--- begin Available records ---

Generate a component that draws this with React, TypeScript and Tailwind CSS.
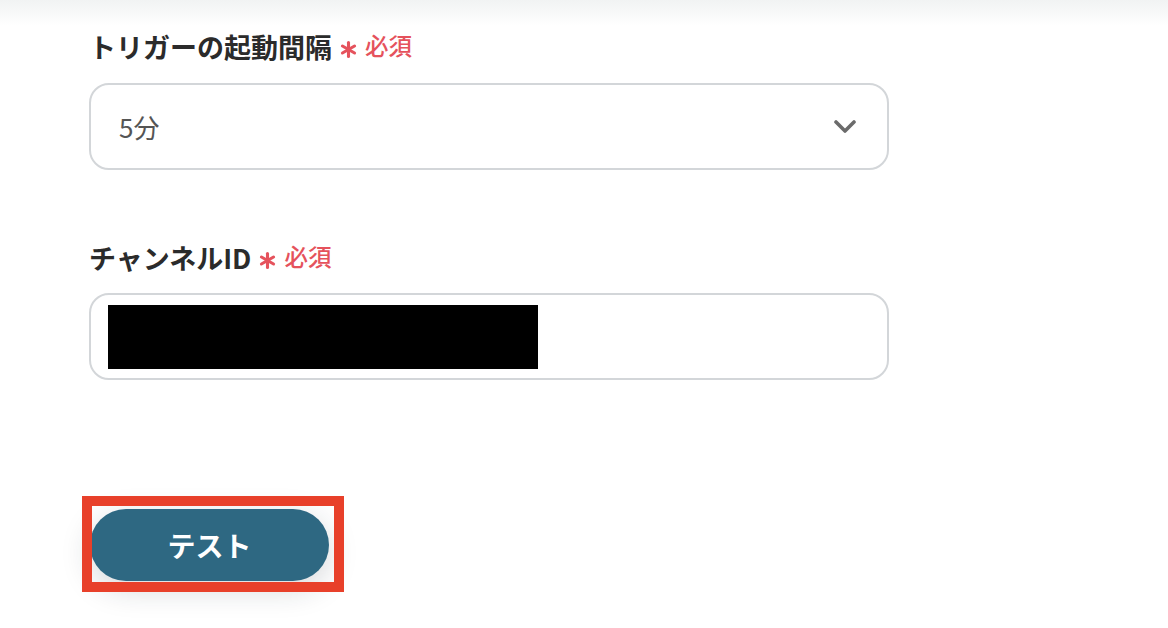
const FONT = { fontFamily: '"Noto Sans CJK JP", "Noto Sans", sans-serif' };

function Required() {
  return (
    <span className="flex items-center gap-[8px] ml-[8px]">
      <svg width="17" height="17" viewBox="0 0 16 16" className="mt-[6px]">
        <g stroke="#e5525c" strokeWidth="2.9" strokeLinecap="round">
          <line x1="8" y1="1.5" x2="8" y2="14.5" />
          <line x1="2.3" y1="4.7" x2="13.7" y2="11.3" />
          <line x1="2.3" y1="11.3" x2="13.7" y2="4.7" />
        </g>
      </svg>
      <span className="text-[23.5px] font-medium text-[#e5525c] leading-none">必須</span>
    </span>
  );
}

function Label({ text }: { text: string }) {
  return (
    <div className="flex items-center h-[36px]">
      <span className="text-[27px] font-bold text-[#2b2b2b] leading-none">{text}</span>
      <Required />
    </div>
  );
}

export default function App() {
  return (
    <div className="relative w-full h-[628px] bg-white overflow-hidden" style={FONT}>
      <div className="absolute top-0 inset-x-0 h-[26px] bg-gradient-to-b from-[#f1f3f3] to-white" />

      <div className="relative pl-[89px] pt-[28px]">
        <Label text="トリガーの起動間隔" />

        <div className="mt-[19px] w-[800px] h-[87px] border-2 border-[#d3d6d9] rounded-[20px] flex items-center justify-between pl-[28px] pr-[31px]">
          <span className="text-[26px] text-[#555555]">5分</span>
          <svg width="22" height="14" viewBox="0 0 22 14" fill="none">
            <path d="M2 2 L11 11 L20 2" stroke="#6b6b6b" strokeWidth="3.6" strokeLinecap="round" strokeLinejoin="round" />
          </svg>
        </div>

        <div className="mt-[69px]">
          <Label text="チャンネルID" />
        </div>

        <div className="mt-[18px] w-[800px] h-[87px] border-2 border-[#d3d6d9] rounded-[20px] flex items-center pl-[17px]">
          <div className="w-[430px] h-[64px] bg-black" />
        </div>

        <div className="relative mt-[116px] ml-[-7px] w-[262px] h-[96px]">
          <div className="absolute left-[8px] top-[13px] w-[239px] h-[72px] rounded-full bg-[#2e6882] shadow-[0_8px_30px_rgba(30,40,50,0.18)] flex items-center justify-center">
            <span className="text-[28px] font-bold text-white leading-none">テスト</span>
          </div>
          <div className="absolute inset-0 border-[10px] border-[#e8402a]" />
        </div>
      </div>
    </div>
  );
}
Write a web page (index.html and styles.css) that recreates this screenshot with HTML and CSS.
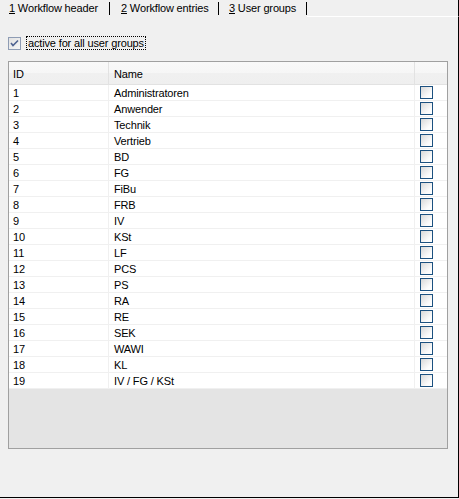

--- end Available records ---

Pictures in the data above should not be copied; transcribe everything else exactly.

● Answer to this problem
Generate a component that draws this with React, TypeScript and Tailwind CSS.
const FONT = { fontFamily: '"Noto Sans CJK JP", "Noto Sans", sans-serif' };

function Required() {
  return (
    <span className="flex items-center gap-[8px] ml-[8px]">
      <svg width="17" height="17" viewBox="0 0 16 16" className="mt-[6px]">
        <g stroke="#e5525c" strokeWidth="2.9" strokeLinecap="round">
          <line x1="8" y1="1.5" x2="8" y2="14.5" />
          <line x1="2.3" y1="4.7" x2="13.7" y2="11.3" />
          <line x1="2.3" y1="11.3" x2="13.7" y2="4.7" />
        </g>
      </svg>
      <span className="text-[23.5px] font-medium text-[#e5525c] leading-none">必須</span>
    </span>
  );
}

function Label({ text }: { text: string }) {
  return (
    <div className="flex items-center h-[36px]">
      <span className="text-[27px] font-bold text-[#2b2b2b] leading-none">{text}</span>
      <Required />
    </div>
  );
}

export default function App() {
  return (
    <div className="relative w-full h-[628px] bg-white overflow-hidden" style={FONT}>
      <div className="absolute top-0 inset-x-0 h-[26px] bg-gradient-to-b from-[#f1f3f3] to-white" />

      <div className="relative pl-[89px] pt-[28px]">
        <Label text="トリガーの起動間隔" />

        <div className="mt-[19px] w-[800px] h-[87px] border-2 border-[#d3d6d9] rounded-[20px] flex items-center justify-between pl-[28px] pr-[31px]">
          <span className="text-[26px] text-[#555555]">5分</span>
          <svg width="22" height="14" viewBox="0 0 22 14" fill="none">
            <path d="M2 2 L11 11 L20 2" stroke="#6b6b6b" strokeWidth="3.6" strokeLinecap="round" strokeLinejoin="round" />
          </svg>
        </div>

        <div className="mt-[69px]">
          <Label text="チャンネルID" />
        </div>

        <div className="mt-[18px] w-[800px] h-[87px] border-2 border-[#d3d6d9] rounded-[20px] flex items-center pl-[17px]">
          <div className="w-[430px] h-[64px] bg-black" />
        </div>

        <div className="relative mt-[116px] ml-[-7px] w-[262px] h-[96px]">
          <div className="absolute left-[8px] top-[13px] w-[239px] h-[72px] rounded-full bg-[#2e6882] shadow-[0_8px_30px_rgba(30,40,50,0.18)] flex items-center justify-center">
            <span className="text-[28px] font-bold text-white leading-none">テスト</span>
          </div>
          <div className="absolute inset-0 border-[10px] border-[#e8402a]" />
        </div>
      </div>
    </div>
  );
}
Write a web page (index.html and styles.css) that recreates this screenshot with HTML and CSS.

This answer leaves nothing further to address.